What is required »
Pick out each line containing the string "components".

[Rows from a dataset of pages and code]
§ §

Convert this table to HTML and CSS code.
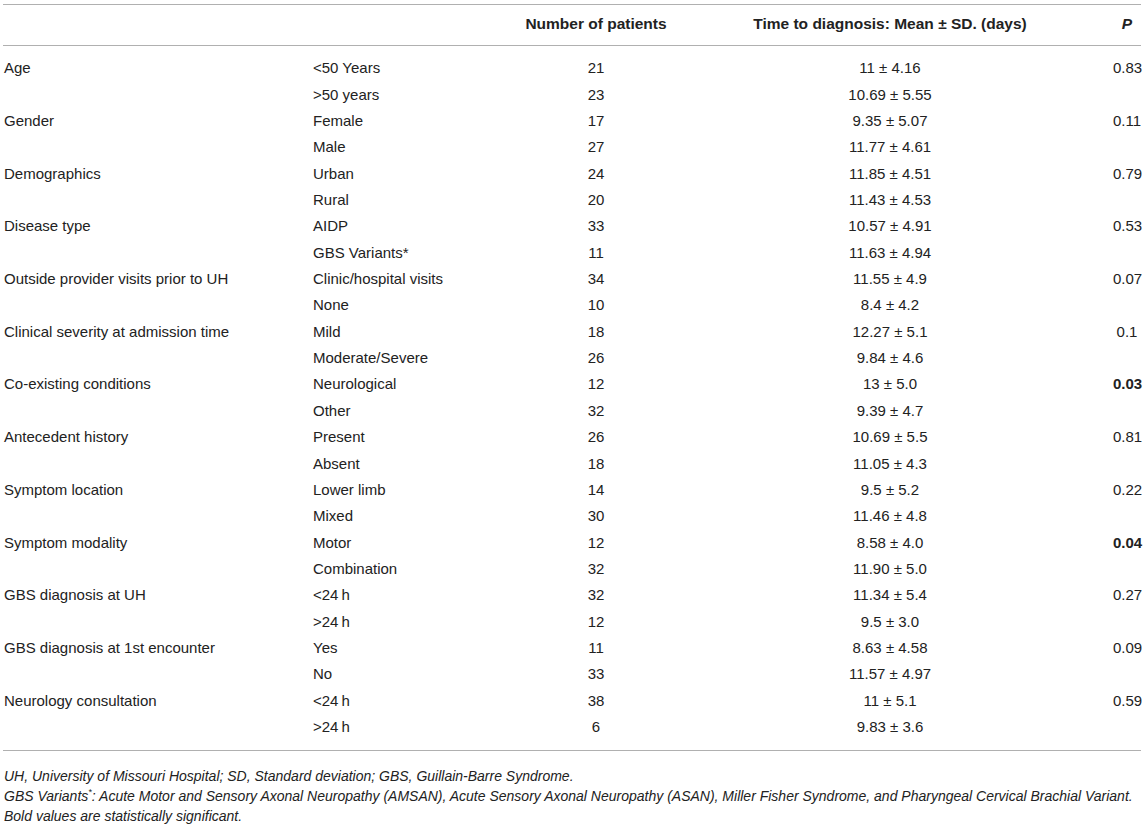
FILE: index.html
```html
<!DOCTYPE html>
<html><head>
<meta charset="utf-8">
<title>Time to diagnosis</title>
<link rel="stylesheet" href="styles.css">
</head>
<body>
<table class="tbl">
  <colgroup>
    <col class="c1"><col class="c2"><col class="c3"><col class="c4"><col class="c5">
  </colgroup>
  <thead>
    <tr><th></th><th></th><th class="ctr">Number of patients</th><th class="ctr">Time to diagnosis: Mean &plusmn; SD. (days)</th><th class="ctr"><i>P</i></th></tr>
  </thead>
  <tbody>
    <tr class="first"><td>Age</td><td>&lt;50 Years</td><td class="ctr">21</td><td class="ctr">11 &plusmn; 4.16</td><td class="ctr">0.83</td></tr>
    <tr><td></td><td>&gt;50 years</td><td class="ctr">23</td><td class="ctr">10.69 &plusmn; 5.55</td><td></td></tr>
    <tr><td>Gender</td><td>Female</td><td class="ctr">17</td><td class="ctr">9.35 &plusmn; 5.07</td><td class="ctr">0.11</td></tr>
    <tr><td></td><td>Male</td><td class="ctr">27</td><td class="ctr">11.77 &plusmn; 4.61</td><td></td></tr>
    <tr><td>Demographics</td><td>Urban</td><td class="ctr">24</td><td class="ctr">11.85 &plusmn; 4.51</td><td class="ctr">0.79</td></tr>
    <tr><td></td><td>Rural</td><td class="ctr">20</td><td class="ctr">11.43 &plusmn; 4.53</td><td></td></tr>
    <tr><td>Disease type</td><td>AIDP</td><td class="ctr">33</td><td class="ctr">10.57 &plusmn; 4.91</td><td class="ctr">0.53</td></tr>
    <tr><td></td><td>GBS Variants*</td><td class="ctr">11</td><td class="ctr">11.63 &plusmn; 4.94</td><td></td></tr>
    <tr><td>Outside provider visits prior to UH</td><td>Clinic/hospital visits</td><td class="ctr">34</td><td class="ctr">11.55 &plusmn; 4.9</td><td class="ctr">0.07</td></tr>
    <tr><td></td><td>None</td><td class="ctr">10</td><td class="ctr">8.4 &plusmn; 4.2</td><td></td></tr>
    <tr><td>Clinical severity at admission time</td><td>Mild</td><td class="ctr">18</td><td class="ctr">12.27 &plusmn; 5.1</td><td class="ctr">0.1</td></tr>
    <tr><td></td><td>Moderate/Severe</td><td class="ctr">26</td><td class="ctr">9.84 &plusmn; 4.6</td><td></td></tr>
    <tr><td>Co-existing conditions</td><td>Neurological</td><td class="ctr">12</td><td class="ctr">13 &plusmn; 5.0</td><td class="ctr"><b>0.03</b></td></tr>
    <tr><td></td><td>Other</td><td class="ctr">32</td><td class="ctr">9.39 &plusmn; 4.7</td><td></td></tr>
    <tr><td>Antecedent history</td><td>Present</td><td class="ctr">26</td><td class="ctr">10.69 &plusmn; 5.5</td><td class="ctr">0.81</td></tr>
    <tr><td></td><td>Absent</td><td class="ctr">18</td><td class="ctr">11.05 &plusmn; 4.3</td><td></td></tr>
    <tr><td>Symptom location</td><td>Lower limb</td><td class="ctr">14</td><td class="ctr">9.5 &plusmn; 5.2</td><td class="ctr">0.22</td></tr>
    <tr><td></td><td>Mixed</td><td class="ctr">30</td><td class="ctr">11.46 &plusmn; 4.8</td><td></td></tr>
    <tr><td>Symptom modality</td><td>Motor</td><td class="ctr">12</td><td class="ctr">8.58 &plusmn; 4.0</td><td class="ctr"><b>0.04</b></td></tr>
    <tr><td></td><td>Combination</td><td class="ctr">32</td><td class="ctr">11.90 &plusmn; 5.0</td><td></td></tr>
    <tr><td>GBS diagnosis at UH</td><td>&lt;24&#8201;h</td><td class="ctr">32</td><td class="ctr">11.34 &plusmn; 5.4</td><td class="ctr">0.27</td></tr>
    <tr><td></td><td>&gt;24&#8201;h</td><td class="ctr">12</td><td class="ctr">9.5 &plusmn; 3.0</td><td></td></tr>
    <tr><td>GBS diagnosis at 1st encounter</td><td>Yes</td><td class="ctr">11</td><td class="ctr">8.63 &plusmn; 4.58</td><td class="ctr">0.09</td></tr>
    <tr><td></td><td>No</td><td class="ctr">33</td><td class="ctr">11.57 &plusmn; 4.97</td><td></td></tr>
    <tr><td>Neurology consultation</td><td>&lt;24&#8201;h</td><td class="ctr">38</td><td class="ctr">11 &plusmn; 5.1</td><td class="ctr">0.59</td></tr>
    <tr class="last"><td></td><td>&gt;24&#8201;h</td><td class="ctr">6</td><td class="ctr">9.83 &plusmn; 3.6</td><td></td></tr>
  </tbody>
</table>
<div class="notes">
  <p>UH, University of Missouri Hospital; SD, Standard deviation; GBS, Guillain-Barre Syndrome.</p>
  <p>GBS Variants<sup>*</sup>: Acute Motor and Sensory Axonal Neuropathy (AMSAN), Acute Sensory Axonal Neuropathy (ASAN), Miller Fisher Syndrome, and Pharyngeal Cervical Brachial Variant.</p>
  <p>Bold values are statistically significant.</p>
</div>
</body>
</html>
```

FILE: styles.css
```css
body {
  margin: 0;
  padding: 4px 4px 0 3px;
  background: #fff;
  color: #222;
  font-family: "Liberation Sans", Arial, sans-serif;
  font-size: 15px;
}

.tbl {
  width: 1138px;
  border-collapse: collapse;
  table-layout: fixed;
}
.c1 { width: 310px; }
.c2 { width: 212px; }
.c3 { width: 142px; }
.c4 { width: 446px; }
.c5 { width: 28px; }

.tbl th, .tbl td {
  padding: 0;
  text-align: left;
  white-space: nowrap;
  font-weight: normal;
}
.tbl td:first-child { padding-left: 1px; }
.tbl thead th {
  font-weight: bold;
  font-size: 15.5px;
  height: 38px;
  padding-bottom: 2px;
  border-top: 1px solid #b0b0b0;
  border-bottom: 1px solid #b0b0b0;
}
.tbl thead th i { font-style: italic; }
.tbl td { height: 26.36px; line-height: 16px; }
.tbl .first td { padding-top: 9px; }
.tbl .last td { padding-bottom: 10px; border-bottom: 1px solid #b0b0b0; }
.tbl .ctr { text-align: center; }
.tbl b { font-weight: bold; }

.notes {
  padding: 15px 0 0 1px;
  font-style: italic;
  font-size: 14px;
  line-height: 20px;
}
.notes p { margin: 0; }
.notes sup { font-size: 9px; line-height: 0; }
```
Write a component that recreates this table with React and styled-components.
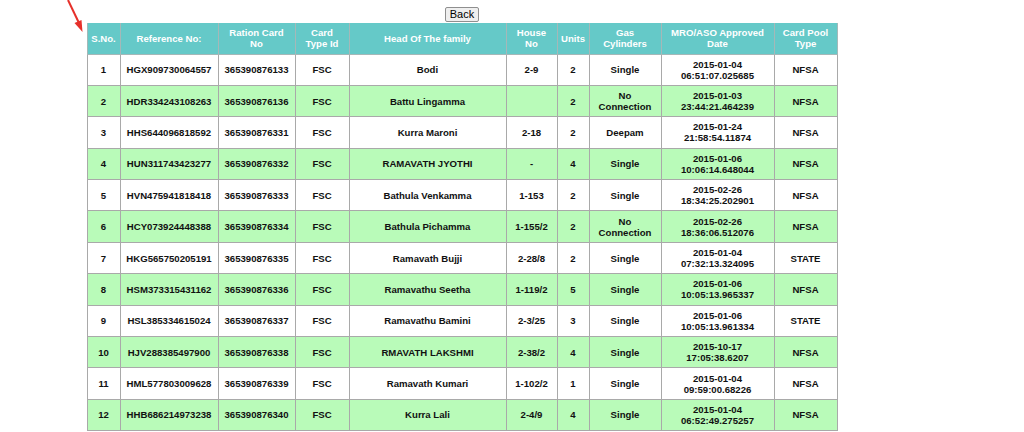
import styled, { createGlobalStyle } from 'styled-components'

const GlobalStyle = createGlobalStyle`
    body {
        margin: 0;
        background: #fff;
        font-family: "Liberation Sans", Arial, sans-serif;
    }
`

const Page = styled.div`
    position: relative;
    padding-top: 7px;
`
const Wrapper = styled.div`
    width: 750px;
    margin-left: 87px;
    display: flex;
    flex-direction: column;
    align-items: center;
`
const BackButton = styled.button`
    height: 15px;
    padding: 0 4px;
    margin-bottom: 1px;
    font-family: "Liberation Sans", Arial, sans-serif;
    font-size: 11px;
    line-height: 13px;
    color: #000;
    background: #efefef;
    border: 1px solid #8f8f8f;
    border-radius: 2px;
`
const Table = styled.table`
    width: 750px;
    table-layout: fixed;
    border-collapse: collapse;
    font-size: 9.6px;
    font-weight: bold;
    line-height: 11px;
`
const HeadRow = styled.tr`
    height: 31px;
    background: #65c9c8;
`
const Th = styled.th`
    padding: 0 2px;
    color: #fff;
    font-weight: bold;
    text-align: center;
    border: 1px solid #a5b8b8;
    border-top: none;
`
const Row = styled.tr`
    height: 31.4px;
    background: ${(p) => (p.$alt ? '#b9fbb9' : '#fff')};
`
const Td = styled.td`
    padding: 0 2px;
    color: #111;
    text-align: center;
    border: 1px solid #a9a9a9;
`
const Arrow = styled.svg`
    position: absolute;
    left: 60px;
    top: 0;
`

const widths = [33, 98, 77, 54, 157, 51, 32, 72, 113, 63]

const headers = [
    'S.No.',
    'Reference No:',
    ['Ration Card', 'No'],
    ['Card', 'Type Id'],
    'Head Of The family',
    ['House', 'No'],
    'Units',
    ['Gas', 'Cylinders'],
    ['MRO/ASO Approved', 'Date'],
    ['Card Pool', 'Type'],
]

const rows = [
    ['1', 'HGX909730064557', '365390876133', 'Bodi', '2-9', '2', 'Single', ['2015-01-04', '06:51:07.025685'], 'NFSA'],
    ['2', 'HDR334243108263', '365390876136', 'Battu Lingamma', '', '2', ['No', 'Connection'], ['2015-01-03', '23:44:21.464239'], 'NFSA'],
    ['3', 'HHS644096818592', '365390876331', 'Kurra Maroni', '2-18', '2', 'Deepam', ['2015-01-24', '21:58:54.11874'], 'NFSA'],
    ['4', 'HUN311743423277', '365390876332', 'RAMAVATH JYOTHI', '-', '4', 'Single', ['2015-01-06', '10:06:14.648044'], 'NFSA'],
    ['5', 'HVN475941818418', '365390876333', 'Bathula Venkamma', '1-153', '2', 'Single', ['2015-02-26', '18:34:25.202901'], 'NFSA'],
    ['6', 'HCY073924448388', '365390876334', 'Bathula Pichamma', '1-155/2', '2', ['No', 'Connection'], ['2015-02-26', '18:36:06.512076'], 'NFSA'],
    ['7', 'HKG565750205191', '365390876335', 'Ramavath Bujji', '2-28/8', '2', 'Single', ['2015-01-04', '07:32:13.324095'], 'STATE'],
    ['8', 'HSM373315431162', '365390876336', 'Ramavathu Seetha', '1-119/2', '5', 'Single', ['2015-01-06', '10:05:13.965337'], 'NFSA'],
    ['9', 'HSL385334615024', '365390876337', 'Ramavathu Bamini', '2-3/25', '3', 'Single', ['2015-01-06', '10:05:13.961334'], 'STATE'],
    ['10', 'HJV288385497900', '365390876338', 'RMAVATH LAKSHMI', '2-38/2', '4', 'Single', ['2015-10-17', '17:05:38.6207'], 'NFSA'],
    ['11', 'HML577803009628', '365390876339', 'Ramavath Kumari', '1-102/2', '1', 'Single', ['2015-01-04', '09:59:00.68226'], 'NFSA'],
    ['12', 'HHB686214973238', '365390876340', 'Kurra Lali', '2-4/9', '4', 'Single', ['2015-01-04', '06:52:49.275257'], 'NFSA'],
]

// two-line cells are given as arrays
function Lines({ value }) {
    if (!Array.isArray(value)) return value
    return value.map((line, i) => (
        <span key={i}>
            {i > 0 && <br />}
            {line}
        </span>
    ))
}

function App() {
    return (
        <Page>
            <GlobalStyle />
            <Arrow width="30" height="40" viewBox="0 0 30 40">
                <line x1="8" y1="0" x2="18.5" y2="22" stroke="#e6302a" strokeWidth="2" />
                <polygon points="22.5,32 14.5,23 21.5,20" fill="#e6302a" />
            </Arrow>
            <Wrapper>
                <BackButton>Back</BackButton>
                <Table>
                    <colgroup>
                        {widths.map((w, i) => (
                            <col key={i} style={{ width: w }} />
                        ))}
                    </colgroup>
                    <thead>
                        <HeadRow>
                            {headers.map((h, i) => (
                                <Th key={i}>
                                    <Lines value={h} />
                                </Th>
                            ))}
                        </HeadRow>
                    </thead>
                    <tbody>
                        {rows.map((r, i) => (
                            <Row key={r[0]} $alt={i % 2 === 1}>
                                <Td>{r[0]}</Td>
                                <Td>{r[1]}</Td>
                                <Td>{r[2]}</Td>
                                <Td>FSC</Td>
                                <Td>{r[3]}</Td>
                                <Td>{r[4]}</Td>
                                <Td>{r[5]}</Td>
                                <Td>
                                    <Lines value={r[6]} />
                                </Td>
                                <Td>
                                    <Lines value={r[7]} />
                                </Td>
                                <Td>{r[8]}</Td>
                            </Row>
                        ))}
                    </tbody>
                </Table>
            </Wrapper>
        </Page>
    )
}

export default App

§ §

Task answer »
Write a component that recreates this table with React and styled-components.
import styled, { createGlobalStyle } from 'styled-components'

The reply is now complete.